Health Information Compliance Alert

Compliance Costs OMB PUTS PRICE TAG ON REGULATORY COSTS

A regulatory report issued by the Office of Management and Budget reveals that rules imposed by the Department of Health and Human Services place a hefty burden on those affected by them, but the report yielded some interesting statistics related to the benefits of the privacy rule.

A regulatory report issued by the Office of Management and Budget reports that the rules imposed by the Department of Health and Human Services put a hefty burden on those affected by them.

The OMB released a regulatory report Dec. 18 that claims rules issued by the HHS cost up to $3.1 billion from April 1995 to September 2001, but the yield in benefits amounts to up to $9.1 billion, according to the report.

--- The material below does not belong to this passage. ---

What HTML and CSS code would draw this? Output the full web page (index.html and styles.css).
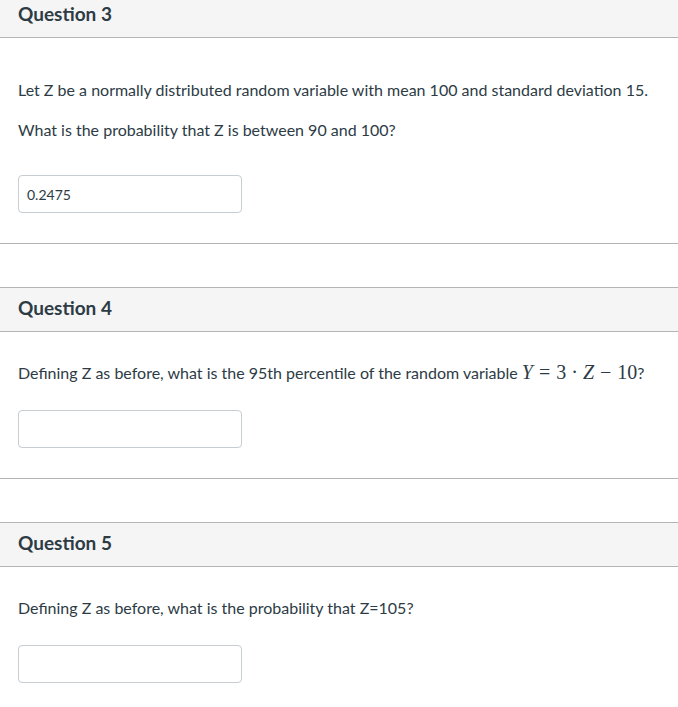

Those costs relate to health insurance reform, including standards for electronic transactions, as well as costs concerning the standards for protecting individually identifiable health information, according to the OMB.

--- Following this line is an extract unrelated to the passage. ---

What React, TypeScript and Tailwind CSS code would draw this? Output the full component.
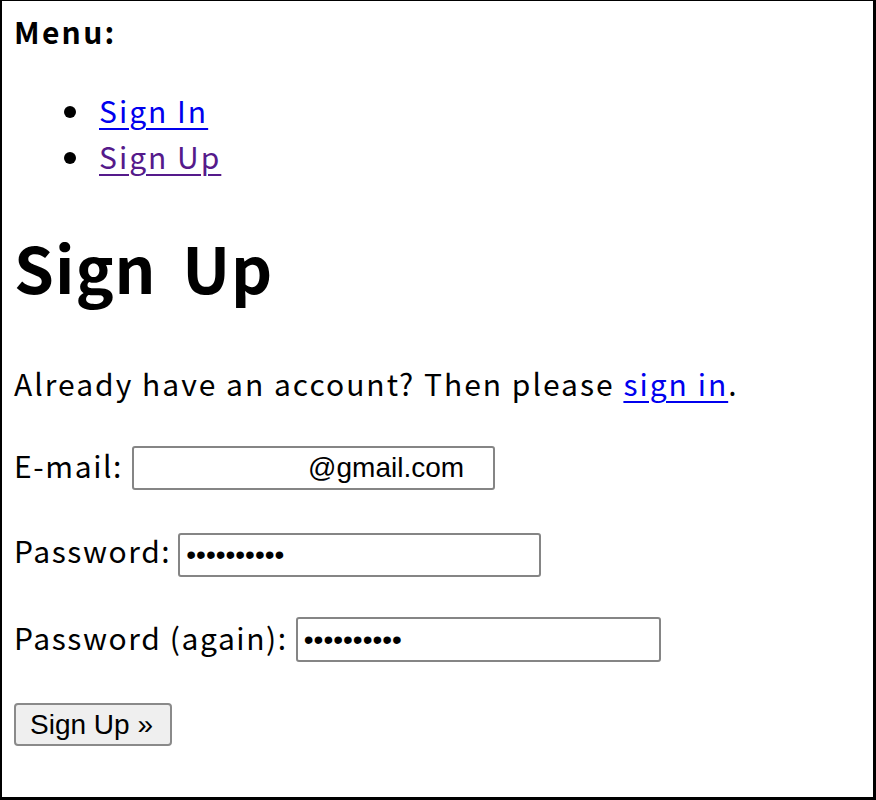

Concerning the implementation of electronic standards, the report says that e-transactions for health care providers would cost $7 billion over 10 years, but would produce $36.9 billion in benefits over the same duration. The costs include system conversion and upgrades, start-up costs of automation, training and costs associated with mitigating implementation problems.

Also of note were the OMB’s statistics for costs associated with privacy rule implementation. “The Rule shows a net savings of $29.9 billion over 10 years (2002-2011), or a net present value savings of $19 billion,” numbers that do not include e-health or e-commerce, the OMB notes.

The OMB reports that the final privacy rule is estimated to produce net costs of $18 billion with a net present value of $11.8 billion over 10 years, from 2003 through 2012. the OMB basis those numbers on costs already incurred due to the transactions rule.